Ich mag diese Vintage-Geschichten, ich hab mittlerweile sogar schon zwei Hammonds bei mir stehen, eigentlich hätte ich die eine mitbringen können, hab mich dann aber letztlich für die Nord C2 entschieden. Rhodes und Clavinet setze ich auch gerne ein, die sind auch auf der Platte mit drauf. Manche Sachen hatte ich mit Plug-ins oder so mal schnell eingespielt, die ja teilweise wirklich vorzüglich sind, und dann trotzdem ersetzt durch das echte Instrument, und ich denke, selbst wenn man’s teilweise nicht genau weiß, ob das jetzt ein echtes Rhodes ist oder nicht – letztlich spürt man es dann doch.

Ja, es ist manchmal schwierig zu sagen, was den Emulationen fehlt – irgendwie dieses gewisse Etwas …

Was manchmal auch vielleicht einfach daran liegt, dass die Teile kaputt sind, und es hier rauscht, da knackt oder die Töne ungleich klingen … Da verhält es sich vielleicht ein bisschen wie mit der Diskussion, ob Schallplatte wärmer klingt als CD. Vielleicht ist es auch nur die Art, wie ich so’n altes Instrument spielen kann – weil es sich eben anders anfühlt.

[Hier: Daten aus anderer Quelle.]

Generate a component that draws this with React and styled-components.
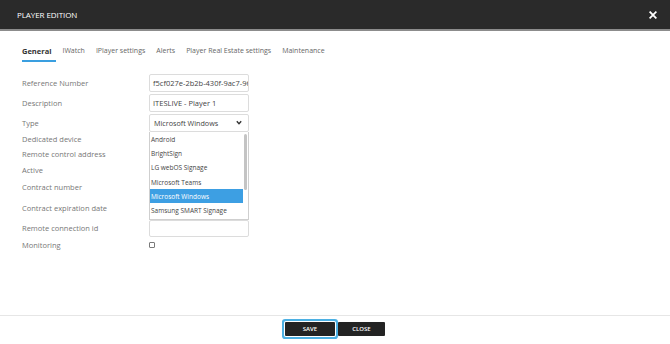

Ansehnlich: Das Effekt-Floorboard von Bass-Klarinettist Frank Spaniol, mit dem auch ein Gitarrist glücklich werden würde … (Bild: Markus Thiel)

Wie würdest du deinen eigenen Stil charakterisieren? Wenn du jemandem beschreiben müsstest: »Ich mache …«

Ich versuche, alle paar Jahre so eine Schublade zu finden, weil man sie einfach braucht. Ich bin eigentlich kein Freund von Schubladen, und sie sind eigentlich nur deswegen nötig, um Leuten, die die Musik noch nie gehört haben, irgendwie zu sagen, was sie hören würden, wenn sie sich’s anhören. Aktuell nennen wir es „Indie-Soul-Electro-Jazz“.

Das muss man einfach nur etablieren …

Ja. Wenn du das Konzert hörst, kannst du sehen, ob’s für dich so stimmt oder nicht. „Indie-Soul-Electro-Jazz“ … da ist eigentlich vieles drin. Wir haben aber auch TripHop-Elemente.

Die Beatles sind übrigens auch sehr wichtig gewesen für mich – ich war und bin ein Beatles-Hörer.

Von den alten Tapes der Eltern?

Nee, nee meine erste Platte war das Weiße Album als Schallplatte, was mir meine Cousine geschenkt hatte. Von meinen Eltern hatte ich Hair und Simon and Garfunkel …

Als Hauptinstrument setzt Jo eine Nord C2 ein. (Bild: Markus Thiel)

Als Hauptinstrument hat sich bei dir mittlerweile schon die Orgel herauskristallisiert?

Ja, mittlerweile – ist einfach das Hauptinstrument in meiner Band, weil ich auch irgendwann immer mehr Spaß am Linke-Hand-Bass-Spielen hatte und das quasi auch für mein Projekt nicht abgeben möchte – also den Job des Bassisten. Ich hab mir kürzlich die K100 gekauft, die hat noch komplette Fußpedale, also wenn ich mal Zeit, hab lern ich das auch noch.

Das Hohner Pianet benutzt du eher als Klangfarbe am Rand?

Ich hoffe, ich benutze alles als Klangfarbe! Weil dies eigentlich keine Band ist, wo das Solieren besonders wichtig ist. Wenn, dann solieren und improvisieren wir alle gleichzeitig. Wir improvisieren mehr mit Farben als mit Linien und virtuosen Tönen. Das ist das Ziel. Das Hauptproblem ist, wenn man zu viel von Musik weiß – durchs Studium zum Beispiel! Ich musste mir das richtig wieder abgewöhnen, Solos spielen zu wollen, irgendwas beweisen zu müssen …

Dann versucht ihr schon eher, in der Combo ein Gemeinschaftsgefühl zu transportieren, eine eigene Atmosphäre entstehen zu lassen?

Ja, wir machen den Sound immer zusammen.

Also kein klassischer Comping-Support …

Nein, das gibt’s bei uns definitiv nicht!


Jo Bartmes

„In der Schweiz geboren, in Heidelberg aufgewachsen, Gymnasium, Musikleistungskurs, schlechter Schüler, schlechtes Abi … irgendwann ziemlich bald danach angefangen, von der Musik zu leben“, so klingt Jo Bartmes’ Kurzfassung seines musikalischen Werdegangs, den er mit dem Bachelor und Masters Degree in Jazz und Komposition an der New Yorker New School fortsetzte. Er studierte dort u.a. bei Jazzgrößen wie Kenny Werner, Bernard Purdie, Cecil Bridgewater. Zurück in Deutschland machte er sich als Jazz-Organist, Bandleader und Keyboarder einen Namen und arbeitete in diversen Band-Projekten mit.